Plaintiff filed a timely objection to the Report-Recommendation (Dkt. No. 93) and Defendants have responded to the objection (Dkt. No. 94). Plaintiff has replied to the Defendant's response. Dkt. No. 95. For the reasons set forth below, the Report-Recommendation is adopted in its entirety.

II. Standard of Review

This Court reviews de novo those portions of the Magistrate Judge's findings and recommendations that have been properly preserved with a specific objection. Petersen v. Astrue, 2 F. Supp. 3d 223, 228-29 (N.D.N.Y. 2012); 28 U.S.C. § 636(b)(1)(C). Findings and recommendations as to which there was no properly preserved objection are reviewed for clear error. Id.

III. Discussion

A. Standard for Summary Judgment

Under Federal Rule of Civil Procedure 56(a), summary judgment may be granted only if all the submissions taken together "show that there is no genuine issue as to any material fact and that the moving party is entitled to judgment as a matter of law." Celotex Corp. v. Catrett, 477 U.S. 317, 322 (1986). The moving party bears the initial burden of demonstrating "the absence of a genuine issue of material fact." Celotex, 477 U.S. at 323. A fact is "material" if it "might affect the outcome of the suit under the governing law," and is genuinely in dispute "if the evidence is such that a reasonable jury could return a verdict for the nonmoving party." Anderson v. Liberty Lobby, Inc., 477 U.S. 242, 248 (1986); see also Jeffreys v. City of New York, 426 F.3d 549, 553 (2d Cir. 2005) (citing Anderson).

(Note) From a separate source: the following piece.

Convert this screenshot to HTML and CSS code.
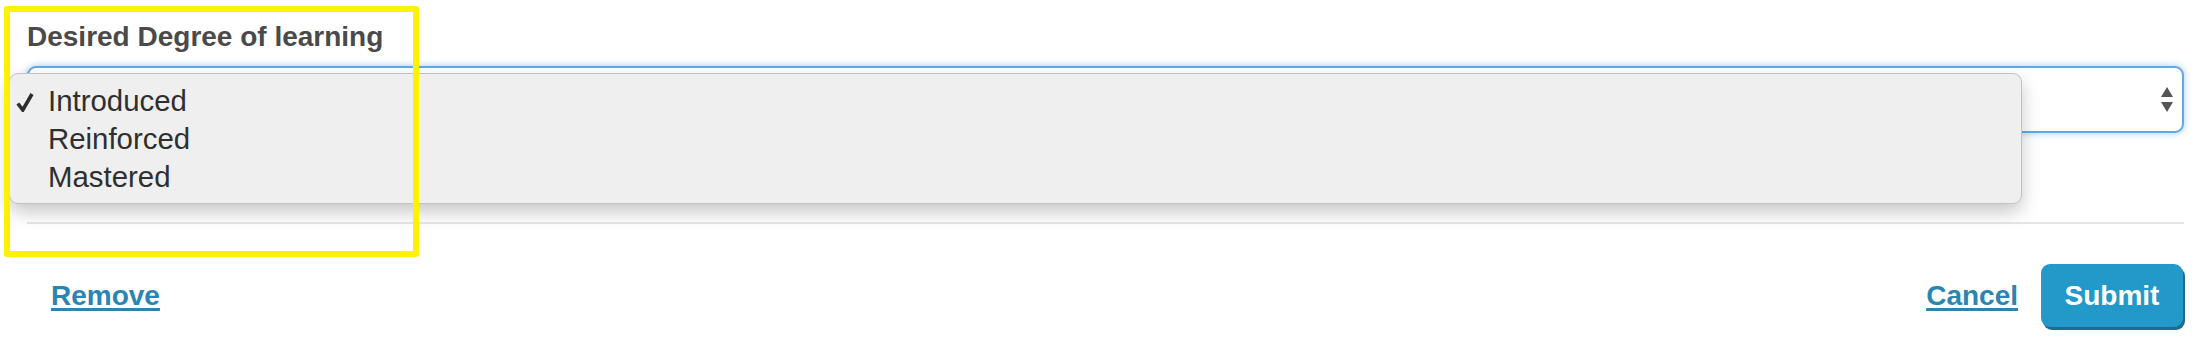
FILE: index.html
```html
<!DOCTYPE html>
<html lang="en">
<head>
<meta charset="utf-8">
<title>Desired Degree of learning</title>
<link rel="stylesheet" href="styles.css">
</head>
<body>
<div class="page">
  <div class="form">
    <div class="field-label">Desired Degree of learning</div>
    <div class="select">
      <svg class="select-arrows" width="12" height="26" viewBox="0 0 12 26">
        <polygon points="6,0 12,10 0,10" fill="#555"/>
        <polygon points="0,15 12,15 6,25" fill="#555"/>
      </svg>
    </div>
    <div class="divider"></div>
  </div>
  <div class="footer">
    <a class="link" href="#">Remove</a>
    <div class="actions">
      <a class="link" href="#">Cancel</a>
      <button class="submit" type="button">Submit</button>
    </div>
  </div>

  <div class="menu">
    <div class="menu-item selected">
      <svg class="check" width="18" height="20" viewBox="0 0 18 20">
        <path d="M1.8 11.5 L6.8 18 L16 2" fill="none" stroke="#2e2e2e" stroke-width="3.6" stroke-linejoin="miter"/>
      </svg>
      <span>Introduced</span>
    </div>
    <div class="menu-item"><span>Reinforced</span></div>
    <div class="menu-item"><span>Mastered</span></div>
  </div>

  <div class="highlight"></div>
</div>
</body>
</html>
```

FILE: styles.css
```css
html, body {
  margin: 0;
  padding: 0;
  background: #ffffff;
}

body {
  font-family: "Liberation Sans", Arial, Helvetica, sans-serif;
  width: 2208px;
  height: 352px;
  overflow: hidden;
}

.page {
  position: relative;
  width: 2208px;
  height: 352px;
}

.form {
  padding: 21px 24px 0 27px;
}

.field-label {
  font-size: 28px;
  line-height: 32px;
  font-weight: bold;
  color: #4a4a4a;
}

.select {
  margin-top: 13px;
  height: 67px;
  box-sizing: border-box;
  border: 2px solid #5fa9e6;
  border-radius: 9px;
  box-shadow: 0 0 6px 1px rgba(95, 169, 230, 0.45);
  background: #fff;
  display: flex;
  align-items: center;
  justify-content: flex-end;
  padding-right: 9px;
}

.select-arrows {
  display: block;
}

.divider {
  margin-top: 89px;
  height: 2px;
  background: #e6e6e6;
}

.footer {
  display: flex;
  justify-content: space-between;
  align-items: center;
  padding: 40px 23px 0 51px;
}

.actions {
  display: flex;
  align-items: center;
  gap: 23px;
}

.link {
  font-size: 28px;
  line-height: 32px;
  font-weight: bold;
  color: #2a86b1;
  text-decoration: underline;
  text-decoration-thickness: 3px;
  text-underline-offset: 3px;
}

.submit {
  width: 142px;
  height: 63px;
  border: none;
  border-radius: 9px;
  background: #2399c9;
  box-shadow: 2px 3px 0 #1b6d8e;
  color: #ffffff;
  font-family: "Liberation Sans", Arial, Helvetica, sans-serif;
  font-size: 28px;
  line-height: 32px;
  font-weight: bold;
  padding: 0;
  margin-right: 2px;
}

.menu {
  position: absolute;
  left: 9px;
  top: 73px;
  width: 2013px;
  height: 131px;
  box-sizing: border-box;
  background: #efefef;
  border: 1px solid #c2c2c2;
  border-radius: 9px;
  box-shadow: 0 8px 18px rgba(0, 0, 0, 0.22);
  padding: 8px 0 0 0;
}

.menu-item {
  position: relative;
  font-size: 29.4px;
  line-height: 38px;
  color: #2f2f2f;
  padding-left: 38px;
}

.check {
  position: absolute;
  left: 6px;
  top: 10px;
}

.highlight {
  position: absolute;
  left: 4px;
  top: 6px;
  width: 415px;
  height: 251px;
  box-sizing: border-box;
  border: 6px solid #fff200;
  border-radius: 3px;
}
```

"When ruling on a summary judgment motion, the district court must construe the facts in the light most favorable to the non-moving party and must resolve all ambiguities and draw all reasonable inferences against the movant." Dallas Aerospace, Inc. v. CIS Air Corp., 352 F.3d 775, 780 (2d Cir. 2003). Still, the nonmoving party "must do more than simply show that there is some metaphysical doubt as to the material facts," Matsushita Elec. Indus. Co. v. Zenith Radio Corp., 475 U.S. 574, 586 (1986), and cannot rely on "mere speculation or conjecture as to the true nature of the facts to overcome a motion for summary judgment." Knight v. U.S. Fire Ins. Co., 804 F.2d 9, 12 (2d Cir. 1986) (quoting Quarles v. Gen. Motors Corp., 758 F.2d 839, 840 (2d Cir. 1985)).

Where the plaintiff proceeds pro se, the Court must read his submissions liberally and interpret them "to raise the strongest arguments that they suggest." McPherson v. Coombe, 174 F.3d 276, 280 (2d Cir. 1999) (quoting Burgos v. Hopkins, 14 F.3d 787, 790 (2d Cir. 1994)). However, a pro se party's "'bald assertion,' completely unsupported by evidence, is not sufficient to overcome a motion for summary judgment." Jordan v. New York, 773 F. Supp. 2d 255, 268 (N.D.N.Y. 2010) (citing Carey v. Crescenzi, 923 F.2d 18, 21 (2d Cir. 1991)); see also Wagner v. Swarts, 827 F. Supp. 2d 85, 92 (N.D.N.Y. 2011).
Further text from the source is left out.